China knows this. This is why it has repeatedly told Nepali leaders that China is ready for closer relations with Nepal, but there is also no option for Nepal but to be in best of terms with India. China understands that it is futile to try to match India’s outsized but natural influence in Nepal. But what China wants to be able to do in Nepal, as in the rest of South Asia, is to thwart what it sees as growing American attempts (post Obama pivot) to encircle it in South Asia with the help of America’s democratic ally in India. China wants to retain enough sway over Nepal to ensure that the Americans don’t use India (and, by extension, Nepal) to make mischief on its Tibetan border.
That the US rather than India is the main Chinese concern in Nepal is evident in the recent pronouncements of Chinese scholars. I have personally asked many Chinese academics—who have in recent times made a beeline to Kathmandu to push President Xi Jinping’s signature One Belt One Road (OBOR) initiative—if they are concerned about India’s coercive and rather exclusionary diplomacy in Nepal. The reply, always circuitous, is along the lines of: “The Indians are far too clever to follow American diktat”. In other words, we are concerned about growing Indian influence in Nepal only to the extent it allows the US, the sole superpower China is competing against, to push its agenda in Nepal.
But, again, following its resounding victory in the 1962 border war against India, China has never been insecure about India, a country the Chinese think of as rather inferior to them, both militarily and economically, and perhaps even culturally.
Since China is not directly competing for influence with India, it is comfortable with Nepal’s trilateral Nepal-India-China cooperation proposal, particularly the idea of linking the three countries with roads and rails. Such cooperation, it thinks, can help keep the meddling Americans out of Nepal. But for India any proposal emanating from Beijing is suspicious. In India’s reckoning, it is engaged in a zero sum game: only one of India or China can win the old geopolitical game in Nepal.
This is why there was a lot of hand-wringing in the South Block when Nepal announced its inaugural joint military exercises with China. The plan was that around 100 army personnel each from Nepal and China would together conduct anti-terrorism and disaster-preparedness drills. In the event, Nepal had to significantly water down the drills, downgrading it from ‘joint military exercise’ to ‘joint military training’ with the involvement of 25 soldiers apiece from Nepal and China. Prime Minister Pushpa Kamal Dahal and the Nepal Army top brass were under relentless Indian pressure to keep the whole thing as low-key as possible.

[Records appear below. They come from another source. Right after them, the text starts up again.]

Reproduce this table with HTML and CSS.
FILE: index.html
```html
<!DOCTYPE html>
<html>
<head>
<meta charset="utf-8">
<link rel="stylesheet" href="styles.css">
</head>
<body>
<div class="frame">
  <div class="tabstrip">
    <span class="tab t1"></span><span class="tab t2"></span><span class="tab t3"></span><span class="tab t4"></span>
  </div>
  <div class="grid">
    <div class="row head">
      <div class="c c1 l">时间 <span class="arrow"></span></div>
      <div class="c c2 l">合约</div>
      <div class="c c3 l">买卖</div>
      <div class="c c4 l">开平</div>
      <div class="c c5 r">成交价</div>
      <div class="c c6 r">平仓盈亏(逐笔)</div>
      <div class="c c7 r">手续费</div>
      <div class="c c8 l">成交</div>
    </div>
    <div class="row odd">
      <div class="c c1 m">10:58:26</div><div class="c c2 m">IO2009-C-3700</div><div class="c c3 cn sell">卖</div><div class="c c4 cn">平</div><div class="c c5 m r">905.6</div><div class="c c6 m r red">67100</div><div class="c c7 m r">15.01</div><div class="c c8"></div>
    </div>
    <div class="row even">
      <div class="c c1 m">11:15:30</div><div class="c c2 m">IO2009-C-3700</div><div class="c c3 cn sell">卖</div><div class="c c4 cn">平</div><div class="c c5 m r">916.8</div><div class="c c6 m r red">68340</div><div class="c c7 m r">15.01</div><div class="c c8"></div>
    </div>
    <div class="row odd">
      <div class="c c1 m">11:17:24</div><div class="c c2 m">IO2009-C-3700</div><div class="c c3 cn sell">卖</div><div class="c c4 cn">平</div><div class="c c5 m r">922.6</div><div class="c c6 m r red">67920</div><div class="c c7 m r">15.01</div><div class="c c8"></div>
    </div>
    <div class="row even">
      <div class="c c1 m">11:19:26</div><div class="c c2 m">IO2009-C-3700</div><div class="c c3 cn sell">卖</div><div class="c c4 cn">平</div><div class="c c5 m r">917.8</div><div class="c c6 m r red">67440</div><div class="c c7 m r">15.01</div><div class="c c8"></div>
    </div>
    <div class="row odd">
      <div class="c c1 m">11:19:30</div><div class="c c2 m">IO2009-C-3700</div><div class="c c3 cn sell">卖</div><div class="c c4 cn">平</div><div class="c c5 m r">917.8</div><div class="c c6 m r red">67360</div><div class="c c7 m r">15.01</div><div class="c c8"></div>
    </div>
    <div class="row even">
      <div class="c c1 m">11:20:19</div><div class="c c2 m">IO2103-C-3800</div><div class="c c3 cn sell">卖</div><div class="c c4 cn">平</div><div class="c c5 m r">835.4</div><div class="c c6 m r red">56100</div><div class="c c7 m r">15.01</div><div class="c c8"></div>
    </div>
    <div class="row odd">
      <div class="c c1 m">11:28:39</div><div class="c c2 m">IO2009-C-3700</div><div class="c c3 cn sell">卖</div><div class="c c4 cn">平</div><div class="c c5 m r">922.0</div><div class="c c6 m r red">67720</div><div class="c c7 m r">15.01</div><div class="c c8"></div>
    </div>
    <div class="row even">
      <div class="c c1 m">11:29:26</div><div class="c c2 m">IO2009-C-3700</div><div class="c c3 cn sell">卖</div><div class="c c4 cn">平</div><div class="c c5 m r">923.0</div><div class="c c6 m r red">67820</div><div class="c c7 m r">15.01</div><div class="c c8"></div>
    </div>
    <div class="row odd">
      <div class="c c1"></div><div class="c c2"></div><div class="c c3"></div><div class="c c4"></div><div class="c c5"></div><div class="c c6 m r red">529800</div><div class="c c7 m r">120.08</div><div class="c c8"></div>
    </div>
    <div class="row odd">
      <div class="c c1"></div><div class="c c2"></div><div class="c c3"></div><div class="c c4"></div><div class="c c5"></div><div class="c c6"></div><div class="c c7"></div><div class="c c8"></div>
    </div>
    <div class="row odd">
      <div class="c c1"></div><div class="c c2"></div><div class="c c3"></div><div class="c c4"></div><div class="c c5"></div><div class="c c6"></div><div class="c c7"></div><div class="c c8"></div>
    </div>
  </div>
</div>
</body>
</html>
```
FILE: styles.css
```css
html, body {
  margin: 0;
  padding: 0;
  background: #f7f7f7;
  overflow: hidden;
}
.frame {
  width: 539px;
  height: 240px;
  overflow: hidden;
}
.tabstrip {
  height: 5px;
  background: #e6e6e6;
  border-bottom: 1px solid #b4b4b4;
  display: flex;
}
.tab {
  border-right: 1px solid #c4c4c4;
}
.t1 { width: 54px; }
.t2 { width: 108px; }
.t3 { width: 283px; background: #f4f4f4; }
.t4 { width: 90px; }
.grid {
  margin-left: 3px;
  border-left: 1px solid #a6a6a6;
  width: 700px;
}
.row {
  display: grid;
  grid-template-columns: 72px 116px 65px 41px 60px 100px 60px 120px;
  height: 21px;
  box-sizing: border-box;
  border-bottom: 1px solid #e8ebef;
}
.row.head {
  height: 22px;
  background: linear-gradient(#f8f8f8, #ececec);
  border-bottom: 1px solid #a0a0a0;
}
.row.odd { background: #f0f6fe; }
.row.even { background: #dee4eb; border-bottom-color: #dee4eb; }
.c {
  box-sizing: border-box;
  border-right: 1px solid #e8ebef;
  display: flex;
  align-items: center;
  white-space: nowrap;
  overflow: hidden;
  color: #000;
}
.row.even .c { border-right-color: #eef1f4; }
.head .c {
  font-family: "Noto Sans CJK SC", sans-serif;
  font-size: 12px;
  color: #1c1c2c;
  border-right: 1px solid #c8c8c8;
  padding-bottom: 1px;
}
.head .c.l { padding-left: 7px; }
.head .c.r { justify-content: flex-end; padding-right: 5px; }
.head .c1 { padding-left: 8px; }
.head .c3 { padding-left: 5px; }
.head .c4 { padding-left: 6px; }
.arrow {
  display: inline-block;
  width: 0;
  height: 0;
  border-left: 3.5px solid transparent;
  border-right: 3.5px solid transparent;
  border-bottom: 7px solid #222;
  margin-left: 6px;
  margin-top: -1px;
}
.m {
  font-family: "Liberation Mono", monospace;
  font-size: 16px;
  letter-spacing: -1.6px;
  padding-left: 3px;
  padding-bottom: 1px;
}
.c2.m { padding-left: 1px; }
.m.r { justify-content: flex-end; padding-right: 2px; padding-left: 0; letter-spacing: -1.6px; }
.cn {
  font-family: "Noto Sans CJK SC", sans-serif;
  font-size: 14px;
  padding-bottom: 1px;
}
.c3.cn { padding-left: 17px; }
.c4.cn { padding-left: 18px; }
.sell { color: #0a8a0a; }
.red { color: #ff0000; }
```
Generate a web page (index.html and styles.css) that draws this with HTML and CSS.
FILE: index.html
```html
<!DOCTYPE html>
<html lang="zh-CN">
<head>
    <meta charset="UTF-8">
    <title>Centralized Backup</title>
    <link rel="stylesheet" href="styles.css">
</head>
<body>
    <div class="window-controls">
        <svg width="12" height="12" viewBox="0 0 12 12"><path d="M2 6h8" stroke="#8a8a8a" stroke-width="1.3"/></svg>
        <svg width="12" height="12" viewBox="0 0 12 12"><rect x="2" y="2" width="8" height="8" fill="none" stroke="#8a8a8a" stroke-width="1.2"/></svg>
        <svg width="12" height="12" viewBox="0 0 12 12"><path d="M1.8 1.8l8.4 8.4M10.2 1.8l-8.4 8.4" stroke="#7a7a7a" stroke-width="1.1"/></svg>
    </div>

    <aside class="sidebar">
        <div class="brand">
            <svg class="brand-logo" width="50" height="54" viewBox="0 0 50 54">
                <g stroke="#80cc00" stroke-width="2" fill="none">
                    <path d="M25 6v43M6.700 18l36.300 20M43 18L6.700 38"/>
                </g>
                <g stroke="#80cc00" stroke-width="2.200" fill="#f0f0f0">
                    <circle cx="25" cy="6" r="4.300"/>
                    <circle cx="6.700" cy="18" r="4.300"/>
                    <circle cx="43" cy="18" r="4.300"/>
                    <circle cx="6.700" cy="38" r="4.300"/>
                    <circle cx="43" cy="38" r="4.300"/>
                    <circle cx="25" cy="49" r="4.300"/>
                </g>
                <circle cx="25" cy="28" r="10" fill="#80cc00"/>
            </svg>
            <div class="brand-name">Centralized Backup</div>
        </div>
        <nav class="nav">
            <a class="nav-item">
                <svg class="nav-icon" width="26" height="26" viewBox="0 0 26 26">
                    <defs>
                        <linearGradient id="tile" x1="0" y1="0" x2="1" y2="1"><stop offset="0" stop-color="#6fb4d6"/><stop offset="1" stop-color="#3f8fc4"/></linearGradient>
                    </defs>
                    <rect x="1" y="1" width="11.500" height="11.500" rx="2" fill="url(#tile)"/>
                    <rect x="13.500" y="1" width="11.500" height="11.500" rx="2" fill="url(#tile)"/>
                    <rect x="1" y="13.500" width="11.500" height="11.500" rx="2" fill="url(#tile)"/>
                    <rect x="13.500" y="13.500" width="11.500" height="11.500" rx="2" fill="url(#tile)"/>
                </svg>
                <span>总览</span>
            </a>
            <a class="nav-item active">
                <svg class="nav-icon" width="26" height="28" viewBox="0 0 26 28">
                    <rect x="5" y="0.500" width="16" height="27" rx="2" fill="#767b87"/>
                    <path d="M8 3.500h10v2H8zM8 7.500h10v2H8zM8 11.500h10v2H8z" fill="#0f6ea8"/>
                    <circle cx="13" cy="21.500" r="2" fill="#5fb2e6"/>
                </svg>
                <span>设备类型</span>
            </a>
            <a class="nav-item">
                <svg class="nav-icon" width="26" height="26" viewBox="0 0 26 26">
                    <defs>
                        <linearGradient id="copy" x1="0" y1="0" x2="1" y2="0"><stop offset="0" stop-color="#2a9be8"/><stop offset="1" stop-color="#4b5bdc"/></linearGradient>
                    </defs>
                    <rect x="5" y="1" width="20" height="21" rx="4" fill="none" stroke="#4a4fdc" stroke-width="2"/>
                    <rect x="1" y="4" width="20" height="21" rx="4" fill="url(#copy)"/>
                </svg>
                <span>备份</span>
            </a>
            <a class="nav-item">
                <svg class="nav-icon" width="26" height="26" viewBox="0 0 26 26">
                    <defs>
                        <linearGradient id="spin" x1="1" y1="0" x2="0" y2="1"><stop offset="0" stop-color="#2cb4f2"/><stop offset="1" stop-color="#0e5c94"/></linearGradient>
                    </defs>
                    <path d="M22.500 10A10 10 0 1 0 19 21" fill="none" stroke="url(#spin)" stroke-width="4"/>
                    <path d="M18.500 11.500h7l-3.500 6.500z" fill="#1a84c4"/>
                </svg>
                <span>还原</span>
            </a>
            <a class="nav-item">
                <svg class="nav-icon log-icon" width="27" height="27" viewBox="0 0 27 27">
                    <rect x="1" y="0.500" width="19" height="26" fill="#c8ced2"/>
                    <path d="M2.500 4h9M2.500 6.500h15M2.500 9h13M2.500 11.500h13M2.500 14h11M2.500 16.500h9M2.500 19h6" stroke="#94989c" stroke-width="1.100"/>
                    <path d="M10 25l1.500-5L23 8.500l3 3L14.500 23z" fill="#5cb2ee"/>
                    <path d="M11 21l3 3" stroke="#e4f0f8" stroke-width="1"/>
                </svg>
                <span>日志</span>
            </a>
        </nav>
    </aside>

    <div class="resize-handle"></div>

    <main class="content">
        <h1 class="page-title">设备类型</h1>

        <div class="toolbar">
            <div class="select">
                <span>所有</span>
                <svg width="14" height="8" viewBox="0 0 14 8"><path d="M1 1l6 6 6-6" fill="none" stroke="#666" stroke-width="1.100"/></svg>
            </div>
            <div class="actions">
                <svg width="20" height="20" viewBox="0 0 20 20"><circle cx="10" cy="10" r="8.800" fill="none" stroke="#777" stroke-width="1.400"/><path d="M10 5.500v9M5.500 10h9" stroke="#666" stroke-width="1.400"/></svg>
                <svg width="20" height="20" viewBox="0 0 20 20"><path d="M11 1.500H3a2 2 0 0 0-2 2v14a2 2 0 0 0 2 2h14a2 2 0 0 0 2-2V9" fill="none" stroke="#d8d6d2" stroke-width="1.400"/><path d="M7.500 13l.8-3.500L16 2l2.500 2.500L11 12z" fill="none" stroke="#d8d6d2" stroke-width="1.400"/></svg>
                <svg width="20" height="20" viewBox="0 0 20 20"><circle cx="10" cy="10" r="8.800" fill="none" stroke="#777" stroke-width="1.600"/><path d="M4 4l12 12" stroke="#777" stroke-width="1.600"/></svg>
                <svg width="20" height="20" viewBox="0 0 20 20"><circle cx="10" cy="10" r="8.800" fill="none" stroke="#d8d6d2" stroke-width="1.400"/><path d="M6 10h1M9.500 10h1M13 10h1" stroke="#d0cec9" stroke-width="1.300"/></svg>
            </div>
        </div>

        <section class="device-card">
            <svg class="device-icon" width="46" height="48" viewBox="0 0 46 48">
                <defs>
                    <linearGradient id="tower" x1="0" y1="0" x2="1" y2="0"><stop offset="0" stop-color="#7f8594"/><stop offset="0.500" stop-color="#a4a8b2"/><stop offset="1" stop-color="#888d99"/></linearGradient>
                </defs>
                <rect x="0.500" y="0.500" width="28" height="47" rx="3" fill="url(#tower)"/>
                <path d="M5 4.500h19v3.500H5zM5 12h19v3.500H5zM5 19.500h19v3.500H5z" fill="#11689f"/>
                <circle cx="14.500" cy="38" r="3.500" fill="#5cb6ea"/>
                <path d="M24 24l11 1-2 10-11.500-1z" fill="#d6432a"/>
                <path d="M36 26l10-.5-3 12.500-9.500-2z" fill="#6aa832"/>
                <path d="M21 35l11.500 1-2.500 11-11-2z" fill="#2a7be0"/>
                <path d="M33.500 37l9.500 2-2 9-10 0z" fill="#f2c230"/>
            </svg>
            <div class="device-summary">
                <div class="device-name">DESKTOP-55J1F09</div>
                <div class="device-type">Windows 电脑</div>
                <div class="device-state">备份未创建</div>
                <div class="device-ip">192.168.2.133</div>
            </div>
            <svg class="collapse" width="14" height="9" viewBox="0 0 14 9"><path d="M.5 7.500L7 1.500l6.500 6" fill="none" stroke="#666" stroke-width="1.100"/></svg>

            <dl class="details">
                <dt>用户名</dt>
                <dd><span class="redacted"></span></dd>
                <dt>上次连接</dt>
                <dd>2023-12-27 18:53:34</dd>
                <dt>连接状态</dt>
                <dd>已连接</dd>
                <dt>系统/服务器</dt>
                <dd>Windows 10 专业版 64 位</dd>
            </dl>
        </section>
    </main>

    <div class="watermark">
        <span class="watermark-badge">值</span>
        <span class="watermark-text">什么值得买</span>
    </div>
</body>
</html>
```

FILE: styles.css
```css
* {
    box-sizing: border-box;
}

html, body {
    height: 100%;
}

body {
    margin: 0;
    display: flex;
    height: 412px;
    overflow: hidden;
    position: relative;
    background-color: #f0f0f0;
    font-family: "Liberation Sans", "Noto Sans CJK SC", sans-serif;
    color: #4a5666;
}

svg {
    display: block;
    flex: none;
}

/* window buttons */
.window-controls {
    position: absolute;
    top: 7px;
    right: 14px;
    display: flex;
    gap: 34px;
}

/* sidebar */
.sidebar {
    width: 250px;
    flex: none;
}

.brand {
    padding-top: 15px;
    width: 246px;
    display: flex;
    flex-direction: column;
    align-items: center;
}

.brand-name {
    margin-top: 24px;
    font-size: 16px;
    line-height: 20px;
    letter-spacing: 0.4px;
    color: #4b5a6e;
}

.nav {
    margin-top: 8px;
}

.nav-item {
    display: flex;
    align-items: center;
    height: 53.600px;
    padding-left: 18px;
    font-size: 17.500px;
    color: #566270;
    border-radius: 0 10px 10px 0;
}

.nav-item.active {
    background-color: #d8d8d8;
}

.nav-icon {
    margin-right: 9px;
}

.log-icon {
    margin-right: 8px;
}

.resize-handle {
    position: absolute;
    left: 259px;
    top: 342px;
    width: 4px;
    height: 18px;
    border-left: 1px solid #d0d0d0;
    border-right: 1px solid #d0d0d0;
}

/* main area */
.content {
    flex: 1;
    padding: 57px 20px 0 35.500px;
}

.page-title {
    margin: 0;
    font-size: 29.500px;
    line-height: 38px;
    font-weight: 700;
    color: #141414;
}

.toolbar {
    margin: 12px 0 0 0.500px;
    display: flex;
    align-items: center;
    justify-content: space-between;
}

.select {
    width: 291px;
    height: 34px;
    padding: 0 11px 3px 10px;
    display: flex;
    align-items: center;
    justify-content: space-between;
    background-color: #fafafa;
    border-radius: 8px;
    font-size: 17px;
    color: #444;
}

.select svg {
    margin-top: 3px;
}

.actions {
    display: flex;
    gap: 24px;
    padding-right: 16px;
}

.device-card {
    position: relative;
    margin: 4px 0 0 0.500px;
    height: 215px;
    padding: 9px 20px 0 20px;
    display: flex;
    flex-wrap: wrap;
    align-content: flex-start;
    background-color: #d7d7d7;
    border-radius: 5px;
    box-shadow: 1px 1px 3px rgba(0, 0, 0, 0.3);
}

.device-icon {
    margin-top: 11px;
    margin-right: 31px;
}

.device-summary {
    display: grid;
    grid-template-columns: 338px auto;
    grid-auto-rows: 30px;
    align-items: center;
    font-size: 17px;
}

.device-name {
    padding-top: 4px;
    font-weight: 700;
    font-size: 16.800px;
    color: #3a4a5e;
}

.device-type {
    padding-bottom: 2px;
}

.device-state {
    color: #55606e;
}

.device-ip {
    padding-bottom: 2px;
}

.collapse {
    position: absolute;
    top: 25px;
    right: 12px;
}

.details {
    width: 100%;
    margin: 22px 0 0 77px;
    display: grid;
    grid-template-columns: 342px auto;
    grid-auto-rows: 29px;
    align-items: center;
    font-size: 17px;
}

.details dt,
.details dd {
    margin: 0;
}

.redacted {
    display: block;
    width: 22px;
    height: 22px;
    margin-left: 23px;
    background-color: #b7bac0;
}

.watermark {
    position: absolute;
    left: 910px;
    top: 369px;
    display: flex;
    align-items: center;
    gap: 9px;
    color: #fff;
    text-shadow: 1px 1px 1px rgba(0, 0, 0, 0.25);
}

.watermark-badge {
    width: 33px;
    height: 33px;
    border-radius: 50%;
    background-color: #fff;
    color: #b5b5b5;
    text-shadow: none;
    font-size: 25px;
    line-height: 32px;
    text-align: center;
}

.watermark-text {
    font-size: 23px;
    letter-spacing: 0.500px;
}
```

The Indians clearly feel that greater Nepal-China military engagements will undercut its influence in Kathmandu. But for Nepal, these military drills (or whatever you choose to call them) with China are important. It is an unmistakable signal to the rest of the world that Nepal does not consider itself as falling under the sphere of influence of any country, and that it has complete freedom to conduct its foreign policy.
Nepal’s efforts to improve its relations with China were paradoxically boosted following the 2015-16 border blockade, when New Delhi had tried to hijack the Madhesi movement to remind Kathmandu that it better not get too close to Beijing—or else.
In the same vein, India does not want Nepal to sign up to OBOR initiative as it feels some components of OBOR impinge on Indian interests. But joining the OBOR is in Nepal’s interest; it is a potent means to ensure that Nepal will never again be blackmailed through coercive tactics like blockades.
Obey the nature
The Nepali leaders I speak to, from across the political spectrum, all know that Nepal is not in a position to antagonize India. But they are absolutely right that as a landlocked country, Nepal must learn to hedge its bets, and try to maintain a semblance of balance between the influence of India and China, even if the scale will always tilt towards India.
The best way India can respond to recent Chinese push into Nepal is by learning to treat its small neighbor with more respect; by according Nepal the dignity it deserves as a fully sovereign and independent country. The largest democracy in the world and the producer of some of the most potent symbols of soft power—Bollywood, IPL, an indomitable free press, to name just a few—India has a lot going for it. Other smaller democracies in the region naturally look up to and try to emulate India. If only India was more comfortable in its own skin.